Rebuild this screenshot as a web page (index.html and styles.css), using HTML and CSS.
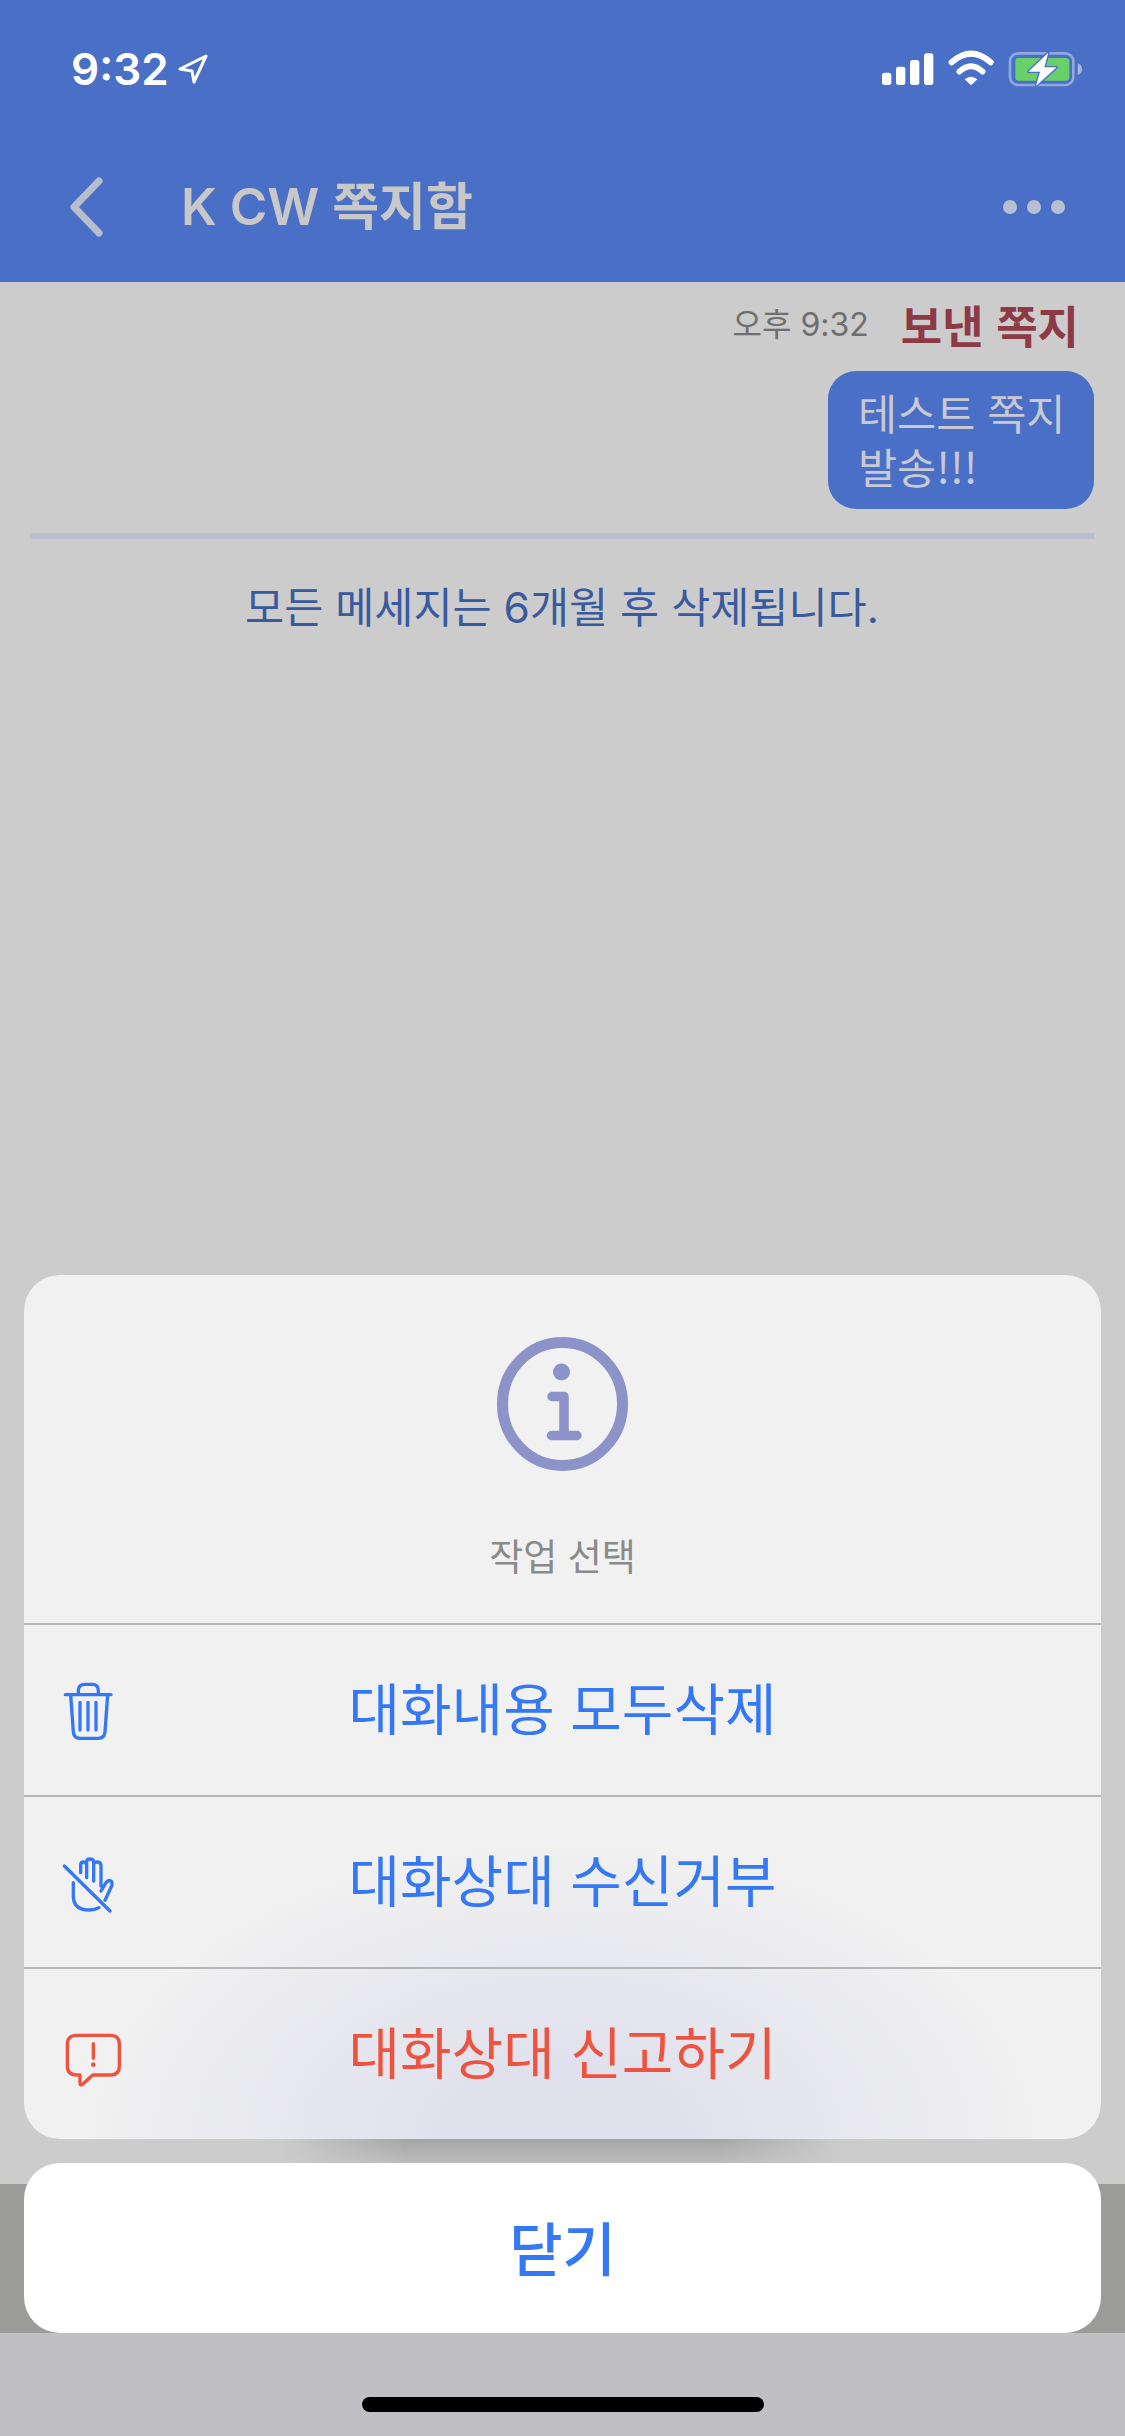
FILE: index.html
```html
<!DOCTYPE html>
<html lang="ko">

<head>
    <meta charset="UTF-8">
    <meta name="viewport" content="width=device-width, initial-scale=1.0">
    <title>K CW 쪽지함</title>
    <link rel="stylesheet" href="styles.css">
</head>

<body>
    <div class="screen">
        <header class="header">
            <div class="status-bar">
                <div class="status-time">
                    <span>9:32</span>
                    <svg class="location" viewBox="0 0 30 30"><path d="M28 2 L2 15 L14 17 L16 28 Z" /></svg>
                </div>
                <svg class="status-icons" viewBox="0 0 720 210">
                    <rect x="66" y="128" width="28" height="37" rx="8" fill="#fff" />
                    <rect x="108" y="110" width="28" height="55" rx="8" fill="#fff" />
                    <rect x="150" y="90" width="28" height="75" rx="8" fill="#fff" />
                    <rect x="192" y="70" width="28" height="95" rx="8" fill="#fff" />
                    <path d="M275 97 Q333 45 392 97" fill="none" stroke="#fff" stroke-width="18" stroke-linecap="round" />
                    <path d="M298 125 Q333 92 368 125" fill="none" stroke="#fff" stroke-width="17" stroke-linecap="round" />
                    <path d="M314 148 Q333 132 352 148 L333 166 Z" fill="#fff" />
                    <rect x="450" y="70" width="190" height="95" rx="24" fill="none" stroke="#fff" stroke-opacity=".4" stroke-width="8" />
                    <rect x="466" y="84" width="162" height="68" rx="10" fill="#68d068" />
                    <path d="M653 100 Q666 105 666 118 Q666 130 653 135 Z" fill="#fff" fill-opacity=".5" />
                    <path d="M565 68 L505 125 L540 125 L528 168 L590 112 L553 112 Z" fill="#fff" stroke="#4a6fc7" stroke-width="8" paint-order="stroke" stroke-linejoin="round" />
                </svg>
            </div>
            <nav class="nav-bar">
                <svg class="back" viewBox="0 0 33 60"><path d="M29 4 L4 30 L29 56" /></svg>
                <h1 class="title">K CW 쪽지함</h1>
                <div class="more"><i></i><i></i><i></i></div>
            </nav>
        </header>

        <main class="content">
            <div class="message-meta">
                <span class="message-time">오후 9:32</span>
                <span class="message-label">보낸 쪽지</span>
            </div>
            <div class="bubble">테스트 쪽지<br>발송!!!</div>
            <div class="divider"></div>
            <p class="notice">모든 메세지는 6개월 후 삭제됩니다.</p>
        </main>

        <div class="band"></div>
        <footer class="home-area"><div class="home-indicator"></div></footer>

        <div class="action-sheet">
            <div class="sheet-panel">
                <div class="sheet-head">
                    <svg class="info-icon" viewBox="0 0 131 134">
                        <ellipse cx="65.5" cy="67" rx="60" ry="61.5" fill="none" stroke="#8b93c8" stroke-width="11" />
                        <circle cx="64.5" cy="35" r="8.5" fill="#8b93c8" />
                        <path d="M55 59.5 H67 V98.5 M54.5 98.5 H80" fill="none" stroke="#8b93c8" stroke-width="9.5" stroke-linecap="round" stroke-linejoin="round" />
                    </svg>
                    <div class="sheet-title">작업 선택</div>
                </div>
                <div class="sheet-row">
                    <svg class="row-icon" viewBox="0 0 360 360">
                        <path d="M106 134 H243 M145 134 V122 Q145 103 165 103 H187 Q205 103 205 122 V134 M122 134 L130 245 Q131 265 150 265 H205 Q224 265 225 245 L233 134 M150 157 V240 M174 157 V240 M198 157 V240" />
                    </svg>
                    <span>대화내용 모두삭제</span>
                </div>
                <div class="sheet-row">
                    <svg class="row-icon" viewBox="0 -27 360 360">
                        <path d="M130 155 V195 Q130 237 178 237 Q195 237 207 230 M152 125 V103 Q152 93 160 93 Q169 93 170 103 V140 M170 103 V92 Q170 84 180 84 Q190 84 191 92 V150 M191 100 Q192 93 202 93 Q212 93 213 103 V165 M213 180 L228 155 Q236 145 243 150 Q248 155 245 165 L225 208 M103 105 L240 240" />
                    </svg>
                    <span>대화상대 수신거부</span>
                </div>
                <div class="sheet-row danger">
                    <svg class="row-icon" viewBox="0 -21 360 360">
                        <path d="M140 103 H242 Q268 103 268 130 V195 Q268 222 242 222 H188 L158 250 Q150 255 150 245 V222 H140 Q112 222 112 195 V130 Q112 103 140 103 Z M190 128 V172" />
                        <circle cx="190" cy="191" r="7" />
                    </svg>
                    <span>대화상대 신고하기</span>
                </div>
            </div>
            <button class="sheet-close">닫기</button>
        </div>
    </div>
</body>

</html>
```

FILE: styles.css
```css
* {
    box-sizing: border-box;
}

body {
    margin: 0;
    font-family: "Noto Sans CJK KR", "Noto Sans", sans-serif;
    background-color: #ccc;
}

.screen {
    position: relative;
    display: flex;
    flex-direction: column;
    width: 1125px;
    height: 2436px;
    overflow: hidden;
}

/* header */
.header {
    height: 282px;
    background-color: #4a6fc7;
}

.status-bar {
    display: flex;
    justify-content: space-between;
    height: 132px;
    padding: 30px 0 0 71px;
}

.status-time {
    display: flex;
    align-items: center;
    gap: 9px;
    height: 78px;
    font-family: Inter, sans-serif;
    font-size: 44px;
    font-weight: 600;
    color: #fff;
}

.location {
    width: 30px;
    height: 30px;
}

.location path {
    fill: none;
    stroke: #fff;
    stroke-width: 3;
    stroke-linejoin: round;
}

.status-icons {
    width: 240px;
    height: 70px;
    margin-right: 25px;
}

.nav-bar {
    display: flex;
    align-items: center;
    height: 150px;
    padding: 0 60px 0 70px;
}

.back {
    width: 33px;
    height: 60px;
}

.back path {
    fill: none;
    stroke: #b8bdcc;
    stroke-width: 7;
    stroke-linecap: round;
    stroke-linejoin: round;
}

.title {
    margin: 0 0 1px 78px;
    font-family: Inter, "Noto Sans CJK KR", sans-serif;
    font-size: 51px;
    font-weight: 600;
    line-height: 64px;
    color: #c8c8c8;
}

.more {
    display: flex;
    gap: 10px;
    margin-left: auto;
}

.more i {
    width: 14px;
    height: 14px;
    border-radius: 50%;
    background-color: #b8bfd3;
}

/* messages */
.content {
    display: flex;
    flex-direction: column;
    align-items: flex-end;
    height: 1902px;
    padding: 10px 31px 0 30px;
}

.message-meta {
    display: flex;
    align-items: center;
    gap: 32px;
    height: 66px;
    padding-right: 15px;
    line-height: 60px;
}

.message-time {
    font-family: Inter, "Noto Sans CJK KR", sans-serif;
    font-size: 32px;
    color: #6f6f6f;
}

.message-label {
    font-size: 45px;
    font-weight: 700;
    color: #8e3a46;
}

.bubble {
    width: 266px;
    margin-top: 13px;
    padding: 14px 30px 16px;
    border-radius: 28px;
    font-size: 42.5px;
    line-height: 54px;
    white-space: nowrap;
    color: #c8c9d2;
    background-color: #4a6fc7;
}

.divider {
    width: 100%;
    height: 6px;
    margin-top: 24px;
    background-color: #b8c0d0;
}

.notice {
    align-self: center;
    margin: 35px 0 0;
    font-family: Inter, "Noto Sans CJK KR", sans-serif;
    font-size: 42.5px;
    color: #3a5a9e;
}

.band {
    height: 149px;
    background-color: #9b9b99;
}

.home-area {
    display: flex;
    justify-content: center;
    flex: 1;
    padding-top: 64px;
    background-color: #c0bfc4;
}

.home-indicator {
    width: 402px;
    height: 15px;
    border-radius: 8px;
    background-color: #000;
}

/* action sheet */
.action-sheet {
    position: absolute;
    left: 24px;
    right: 24px;
    bottom: 103px;
}

.sheet-panel {
    position: relative;
    border-radius: 36px;
    background: radial-gradient(ellipse 480px 300px at 50% 100%, #e0e1ec 25%, #f1f1f1 100%);
    background-color: #f1f1f1;
}

.sheet-panel::after {
    content: "";
    position: absolute;
    top: 100%;
    left: 258px;
    width: 560px;
    height: 24px;
    background: linear-gradient(#a6a6a6, #bcbcbc);
    -webkit-mask-image: linear-gradient(to right, transparent, #000 22%, #000 78%, transparent);
}

.sheet-head {
    display: flex;
    flex-direction: column;
    align-items: center;
    height: 348px;
    padding-top: 62px;
}

.info-icon {
    width: 131px;
    height: 134px;
}

.sheet-title {
    margin-top: 58px;
    font-size: 37px;
    line-height: 52px;
    color: #8a8a8a;
}

.sheet-row {
    display: grid;
    grid-template-columns: 1fr auto 1fr;
    align-items: center;
    height: 172px;
    border-top: 2px solid #b5b5b5;
    font-size: 56px;
    color: #3478f6;
}

.sheet-row span {
    margin-bottom: 10px;
}

.sheet-row .row-icon {
    width: 120px;
    height: 120px;
    margin-left: 6px;
    fill: none;
    stroke: currentColor;
    stroke-width: 10;
    stroke-linecap: round;
    stroke-linejoin: round;
}

.sheet-row .row-icon circle {
    fill: currentColor;
    stroke: none;
}

.sheet-row.danger {
    color: #ee5340;
}

.sheet-close {
    display: block;
    width: 100%;
    height: 170px;
    margin-top: 24px;
    padding-bottom: 6px;
    border: none;
    border-radius: 36px;
    font-family: inherit;
    font-size: 58px;
    font-weight: 500;
    color: #3478f6;
    background-color: #fff;
}
```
------
*REQUEST*
Check each line above for the string "index" and show the ones that have it.

*SOLUTION TO THIS TASK*
Rebuild this screenshot as a web page (index.html and styles.css), using HTML and CSS.
FILE: index.html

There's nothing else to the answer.